Going in on the Brave New World TV adaptation on Netflix. These things feel a little risky. Fingers crossed.
Ahhh, I mean HBO. Sorry Netflix viewers.
Despite reservations, I got through and quite enjoyed the series.
There’s a thing at the core though, and it’s a thing about modern TV that leaves me really deflated; I don’t think it’s a spoiler to say that it was left wide open, in a partridgean ‘have I got a second series’ pose, and I find that undignified and unsatisfying.
If all televisions series exist for is to recommission themselves in perpetuity, the idea of storytelling, within a contained framework, outside of the world of soap opera, is just fucked. It can’t exist. Saying ‘if we get another series we will…’ is just bad storytelling.
I get that this is all a bit inescapable. There’s more at play than a guy working through his fridge and watching a thing with all this, but I just worry that audience engagement is a really borked metric in terms of the long term quality of a work of television.
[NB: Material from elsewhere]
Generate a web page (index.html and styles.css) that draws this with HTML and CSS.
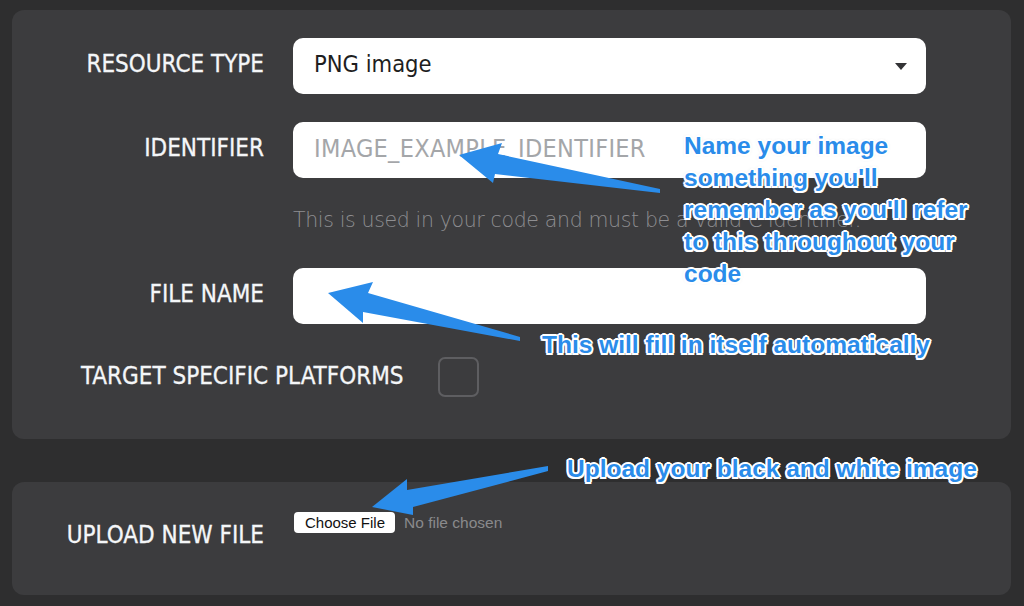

I realise it all sounds really fogeyish, and the long view of whether people will still be watching these things in 20 years seems ludicrous to a lot of people but I’ll tell you what, I’ll watch Chernobyl in 20 years. I’ll watch I May Destroy You. I’ll watch The Night Manager.
Endings are important aspects of a story. You get the odd magic, soapy situation where a situation is so appealing that it can get a whole decade or so of play before it gets tired, but that’s not a story. A story is another thing altogether and, fundamentally, it must END.